Neither can the liquid reach the foundation or baseplate construction owing to a special embodiment of the bottom insulation not described herein.

In the embodiment described above, the space between the inner tank 18, 19 and the concrete outer wall 7 is fully filled up with insulating material, which in addition to the insulating effect also has the advantage of prevention of strong liquid surge upon rupture of the inner tank. Especially when the outer wall is sufficiently strong to resist this liquid surge, the interspace can be fully or partly left empty. Preferably, however, a moisture resistant lining of the outer wall will be used and a coating of purfoam. Also the use of more layers of purfoam is possible or complete filling-up with purfoam almost or fully up to the inner tank wall. The choice of these means can partly depend on the dimensions to be applied and the type of the tank contents.

Claims

1. A storage tank for storing liquefied gas, such as natural gas, ethylene, propylene, ammonia, at low or cryogenic temperatures, comprising a base plate; a side wall structure supported on said base plate including an outer wall and an inner wall spaced from and surrounded by the outer wall; thermal insulation material filling the interspace between said walls, said outer wall being a reinforced concrete wall, tensioned wires in said outer wall for circumferentially pre-stressing said wall, said outer wall resting on said bottom plate, the inner side of the outer wall being coated with a layer of a foam of a polyurethane type, said layer merging at its lower end into an annular horizontal layer of the same material coating a portion of said base plate, an annular concrete layer covering said horizontal layer; sealing means inserted between said outer wall and said plate providing a liquid-tight connection between said wall and plate, said sealing means being a mortar of a bonding type; vertically tensioned wires being anchored in said outer wall and in said base plate for tensioning said outer wall with respect to said base plate.

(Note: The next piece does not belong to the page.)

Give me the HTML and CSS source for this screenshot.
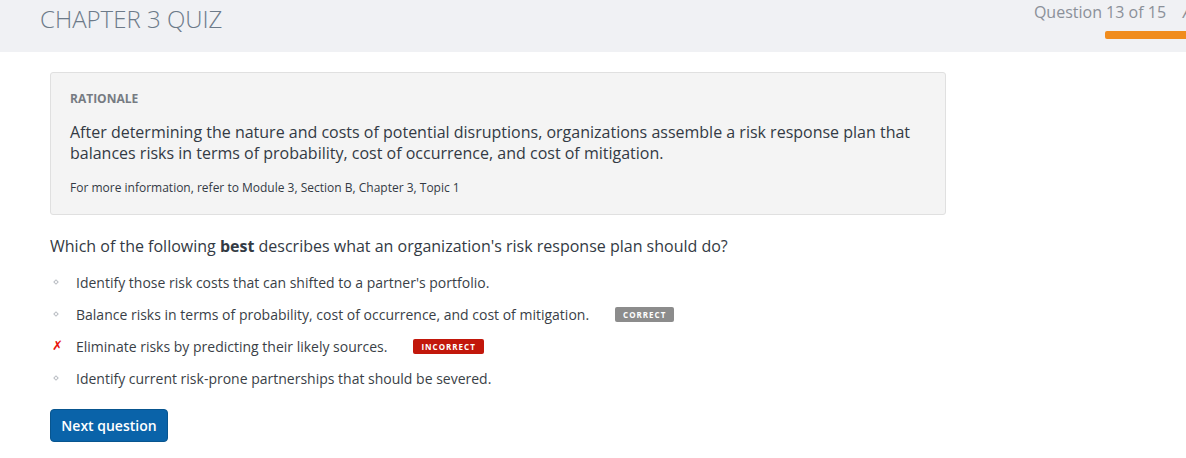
FILE: index.html
```html
<!DOCTYPE html>
<html>
<head>
<meta charset="utf-8">
<link rel="stylesheet" href="styles.css">
</head>
<body>
<header class="topbar">
  <h1 class="title">CHAPTER 3 QUIZ</h1>
  <div class="progress">
    <div class="progress-text"><span>Question 13 of 15</span><span class="cut">A</span></div>
    <div class="progress-bar"></div>
  </div>
</header>
<main class="content">
  <section class="rationale">
    <div class="rationale-label">RATIONALE</div>
    <p class="rationale-text">After determining the nature and costs of potential disruptions, organizations assemble a risk response plan that balances risks in terms of probability, cost of occurrence, and cost of mitigation.</p>
    <p class="rationale-ref">For more information, refer to Module 3, Section B, Chapter 3, Topic 1</p>
  </section>
  <p class="question">Which of the following <b>best</b> describes what an organization's risk response plan should do?</p>
  <ul class="options">
    <li class="option"><span class="mark"><span class="diamond"></span></span><span class="opt-text">Identify those risk costs that can shifted to a partner's portfolio.</span></li>
    <li class="option"><span class="mark"><span class="diamond"></span></span><span class="opt-text">Balance risks in terms of probability, cost of occurrence, and cost of mitigation.</span><span class="badge badge-correct">CORRECT</span></li>
    <li class="option"><span class="mark"><span class="xmark">✗</span></span><span class="opt-text">Eliminate risks by predicting their likely sources.</span><span class="badge badge-incorrect">INCORRECT</span></li>
    <li class="option"><span class="mark"><span class="diamond"></span></span><span class="opt-text">Identify current risk-prone partnerships that should be severed.</span></li>
  </ul>
  <button class="next-btn">Next question</button>
</main>
</body>
</html>
```
FILE: styles.css
```css
* { box-sizing: border-box; }
html, body { margin: 0; padding: 0; background: #ffffff; }
body {
  font-family: "Open Sans", "Noto Sans", "Liberation Sans", sans-serif;
  color: #333a42;
  width: 1186px;
  height: 458px;
  overflow: hidden;
}
.topbar {
  height: 52px;
  background: #f0f1f4;
  display: flex;
  justify-content: space-between;
  align-items: flex-start;
  overflow: hidden;
}
.title {
  margin: 0;
  padding: 4px 0 0 40px;
  font-size: 24px;
  font-weight: 300;
  color: #6c7a89;
  line-height: 30px;
  letter-spacing: 0;
}
.progress {
  display: flex;
  flex-direction: column;
  align-items: flex-end;
  padding-top: 1px;
  margin-right: -6px;
}
.progress-text {
  display: flex;
  gap: 17px;
  font-size: 16px;
  color: #8b9099;
  line-height: 22px;
  white-space: nowrap;
}
.cut { font-style: italic; color: #8b9099; }
.progress-bar {
  margin-top: 8px;
  margin-right: 6px;
  width: 81px;
  height: 8px;
  background: #f08c1e;
  border-radius: 2px 0 0 2px;
}
.content {
  padding: 20px 0 0 50px;
}
.rationale {
  width: 896px;
  height: 143px;
  background: #f4f4f4;
  border: 1px solid #e0e0e0;
  border-radius: 3px;
  padding: 18px 20px 0 19px;
}
.rationale-label {
  font-size: 12px;
  font-weight: 700;
  color: #767b82;
  line-height: 16px;
}
.rationale-text {
  margin: 15px 0 0 0;
  font-size: 16px;
  line-height: 21px;
  color: #333a44;
}
.rationale-ref {
  margin: 16px 0 0 0;
  font-size: 12px;
  line-height: 16px;
  color: #333a44;
}
.question {
  margin: 20px 0 0 0;
  font-size: 16px;
  line-height: 22px;
  color: #333a44;
}
.question b { font-weight: 700; }
.options {
  list-style: none;
  margin: 15px 0 0 0;
  padding: 0;
  display: flex;
  flex-direction: column;
  gap: 12px;
}
.option {
  display: flex;
  align-items: center;
  height: 20px;
  font-size: 14px;
  color: #3a3f47;
}
.mark {
  width: 26px;
  display: flex;
  align-items: center;
  justify-content: flex-start;
  padding-left: 4px;
}
.diamond {
  width: 4px;
  height: 4px;
  border: 1px solid #b8bcc2;
  transform: rotate(45deg);
  display: block;
}
.xmark {
  color: #e8150c;
  font-size: 13px;
  font-weight: 700;
  font-style: italic;
  font-family: "DejaVu Sans", sans-serif;
  line-height: 14px;
  margin-left: -2px;
}
.badge {
  display: inline-block;
  color: #ffffff;
  font-size: 8px;
  font-weight: 700;
  letter-spacing: 1px;
  line-height: 15px;
  height: 15px;
  padding: 0 8px;
  border-radius: 2px;
}
.badge-correct { background: #8c8c8c; margin-left: 26px; }
.badge-incorrect { background: #c2170b; margin-left: 26px; }
.next-btn {
  margin-top: 21px;
  font-family: inherit;
  font-size: 14px;
  font-weight: 600;
  color: #ffffff;
  background: #0a63a9;
  border: 1px solid #08558f;
  border-radius: 4px;
  width: 118px;
  height: 33px;
  padding: 0;
  cursor: pointer;
}
```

2. A storage tank according to claim 1, comprising a cylindrical raised portion being formed on said base plate, the lower end of the outer wall closely surrounding said cylindrical raised portion on the base plate, and sealing means being inserted therebetween, said sealing means being of the same material as the sealing means inserted between the outer wall and the base plate.

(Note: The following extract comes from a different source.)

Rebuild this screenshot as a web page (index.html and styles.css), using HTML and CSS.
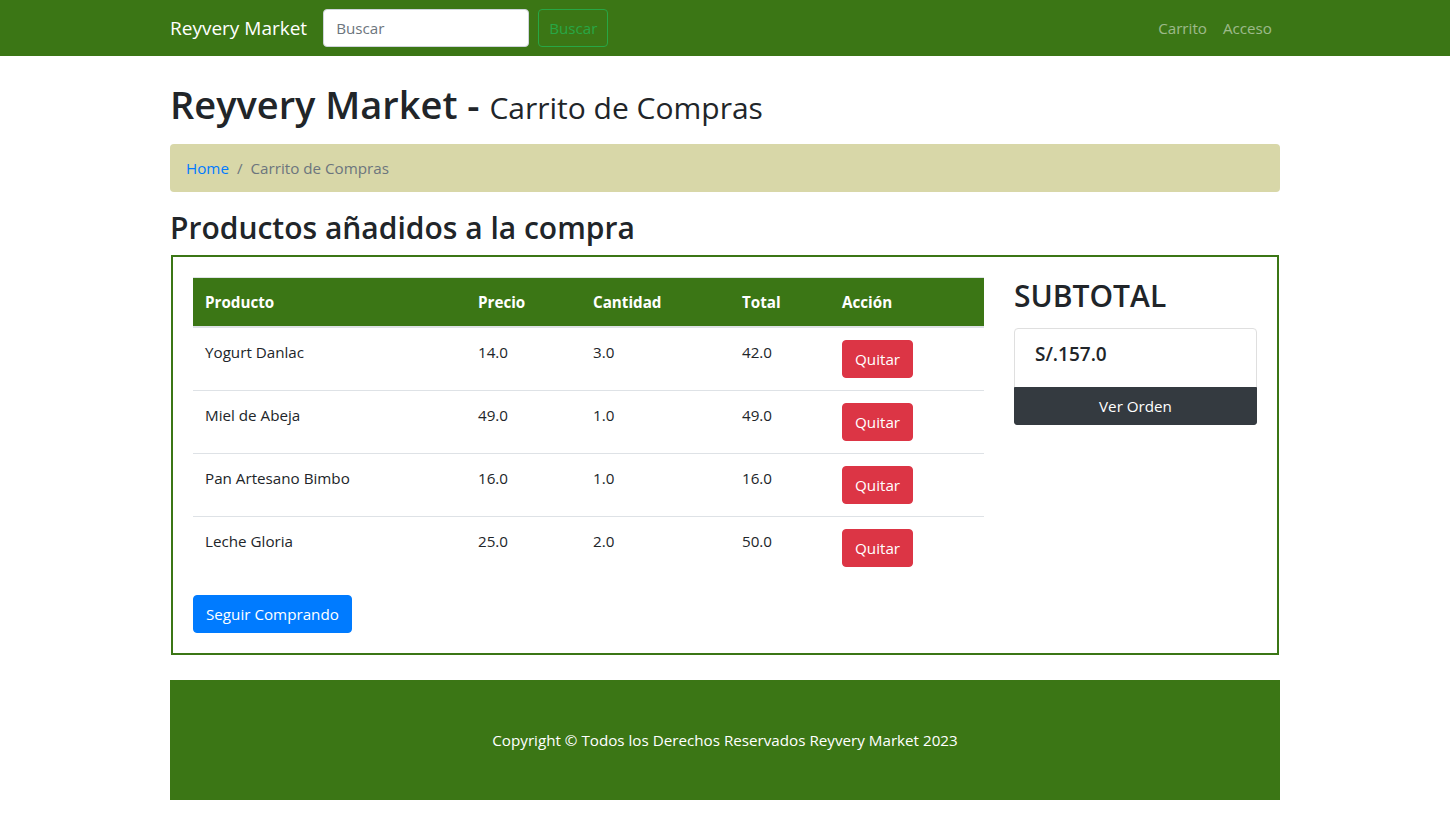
FILE: index.html
```html
<!DOCTYPE html>
<html lang="es">
<head>
<meta charset="utf-8">
<title>Reyvery Market - Carrito de Compras</title>
<link rel="stylesheet" href="styles.css">
</head>
<body>
<nav class="navbar">
  <div class="container nav-inner">
    <a class="brand" href="#">Reyvery Market</a>
    <form class="search">
      <input class="search-input" type="search" placeholder="Buscar">
      <button class="btn btn-outline-success" type="button">Buscar</button>
    </form>
    <ul class="nav-links">
      <li><a href="#">Carrito</a></li>
      <li><a href="#">Acceso</a></li>
    </ul>
  </div>
</nav>

<main class="container">
  <h1 class="page-title">Reyvery Market - <small>Carrito de Compras</small></h1>
  <ol class="breadcrumb">
    <li><a href="#">Home</a></li>
    <li class="sep">/</li>
    <li class="active">Carrito de Compras</li>
  </ol>

  <h2 class="section-title">Productos añadidos a la compra</h2>
  <section class="cart-box">
    <div class="cart-grid">
      <div class="cart-main">
        <table class="cart-table">
          <colgroup>
            <col class="c-prod"><col class="c-price"><col class="c-qty"><col class="c-total"><col class="c-act">
          </colgroup>
          <thead>
            <tr><th>Producto</th><th>Precio</th><th>Cantidad</th><th>Total</th><th>Acción</th></tr>
          </thead>
          <tbody>
            <tr><td>Yogurt Danlac</td><td>14.0</td><td>3.0</td><td>42.0</td><td><button class="btn btn-danger" type="button">Quitar</button></td></tr>
            <tr><td>Miel de Abeja</td><td>49.0</td><td>1.0</td><td>49.0</td><td><button class="btn btn-danger" type="button">Quitar</button></td></tr>
            <tr><td>Pan Artesano Bimbo</td><td>16.0</td><td>1.0</td><td>16.0</td><td><button class="btn btn-danger" type="button">Quitar</button></td></tr>
            <tr><td>Leche Gloria</td><td>25.0</td><td>2.0</td><td>50.0</td><td><button class="btn btn-danger" type="button">Quitar</button></td></tr>
          </tbody>
        </table>
        <button class="btn btn-primary" type="button">Seguir Comprando</button>
      </div>
      <aside class="cart-side">
        <h2 class="subtotal-title">SUBTOTAL</h2>
        <div class="card">
          <div class="card-body">
            <h5 class="amount">S/.157.0</h5>
          </div>
          <button class="btn btn-dark btn-block" type="button">Ver Orden</button>
        </div>
      </aside>
    </div>
  </section>
</main>

<footer class="container footer">
  <p>Copyright © Todos los Derechos Reservados Reyvery Market 2023</p>
</footer>
</body>
</html>
```

FILE: styles.css
```css
* { box-sizing: border-box; }

html, body {
  margin: 0;
  padding: 0;
}

body {
  font-family: "Open Sans", "Noto Sans", "Liberation Sans", sans-serif;
  font-size: 15.2px;
  line-height: 24px;
  color: #212529;
  background: #fff;
}

a { text-decoration: none; }

.container {
  width: 1110px;
  margin: 0 auto;
}

/* Navbar */
.navbar {
  background: #3b7615;
  height: 56px;
}

.nav-inner {
  display: flex;
  align-items: center;
  height: 56px;
}

.brand {
  color: #fff;
  font-size: 19px;
  line-height: 30px;
  margin-right: 16px;
  white-space: nowrap;
}

.search {
  display: flex;
  align-items: center;
  margin: 0;
}

.search-input {
  width: 206px;
  height: 38px;
  padding: 6px 12px;
  font: inherit;
  font-size: 15.2px;
  color: #495057;
  background: #fff;
  border: 1px solid #ced4da;
  border-radius: 4px;
  margin-right: 9px;
  outline: none;
}

.search-input::placeholder { color: #6c757d; }

.nav-links {
  list-style: none;
  margin: 0 0 0 auto;
  padding: 0;
  display: flex;
}

.nav-links a {
  display: block;
  padding: 8px;
  color: rgba(255, 255, 255, 0.5);
  line-height: 24px;
}

/* Buttons */
.btn {
  display: inline-block;
  font: inherit;
  font-size: 15.2px;
  line-height: 24px;
  padding: 6px 12px;
  border: 1px solid transparent;
  border-radius: 4px;
  cursor: pointer;
  color: #fff;
  background: transparent;
}

.btn-outline-success {
  color: #28a745;
  border-color: #28a745;
  padding: 6px 10px;
}

.btn-danger {
  background: #dc3545;
  border-color: #dc3545;
}

.btn-primary {
  background: #007bff;
  border-color: #007bff;
}

.btn-dark {
  background: #343a40;
  border-color: #343a40;
}

.btn-block {
  display: block;
  width: 100%;
}

/* Headings */
.page-title {
  margin: 24px 0 16px;
  font-size: 38px;
  line-height: 48px;
  font-weight: 600;
}

.page-title small {
  font-size: 30px;
  font-weight: 400;
  line-height: 1;
}

.breadcrumb {
  list-style: none;
  display: flex;
  margin: 0 0 16px;
  padding: 12px 16px;
  background: #d8d7a8;
  border-radius: 4px;
  color: #6c757d;
}

.breadcrumb a { color: #007bff; }

.breadcrumb .sep {
  padding: 0 8px;
  color: #6c757d;
}

.section-title {
  margin: 0 0 9px;
  padding-top: 2px;
  font-size: 30px;
  line-height: 36px;
  font-weight: 600;
}

/* Cart box */
.cart-box {
  margin: 0 1px;
  border: 2px solid #3b7615;
  padding: 20px;
}

.cart-grid {
  display: grid;
  grid-template-columns: 1fr 243px;
  column-gap: 30px;
}

.cart-table {
  width: 100%;
  border-collapse: collapse;
  table-layout: fixed;
  margin-bottom: 16px;
}

.c-prod { width: 273px; }
.c-price { width: 115px; }
.c-qty { width: 149px; }
.c-total { width: 100px; }

.cart-table th,
.cart-table td {
  padding: 12px;
  text-align: left;
  vertical-align: top;
  border-top: 1px solid #dee2e6;
}

.cart-table th {
  background: #3b7615;
  color: #fff;
  font-weight: 700;
  border-bottom: 2px solid #dee2e6;
}

/* Side */
.subtotal-title {
  margin: 0 0 13px;
  font-size: 30px;
  line-height: 38px;
  font-weight: 600;
}

.card {
  border: 1px solid #dfdfdf;
  border-radius: 4px;
}

.card-body {
  padding: 13px 20px 21px;
}

.amount {
  margin: 0;
  font-size: 19px;
  line-height: 24px;
  font-weight: 600;
}

.card .btn-dark {
  border-radius: 0 0 3px 3px;
  margin: 0 -1px -1px;
  width: calc(100% + 2px);
}

/* Footer */
.footer {
  margin-top: 25px;
  margin-bottom: 13px;
  background: #3b7615;
  color: #fff;
  text-align: center;
  padding: 48px 0;
}

.footer p {
  margin: 0;
}
```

3. A storage tank according to claim 1, comprising a cylindrical raised portion on the base plate closely surrounding the lower end of the outer wall, and a sealing means being inserted therebetween, said sealing means being of the same material as the sealing means inserted between the outer wall and the base plate.

4. A storage tank according to claim 1, wherein the tensioned wires with which the concrete wall is circumferentially pre-stressed are not bonded to the concrete.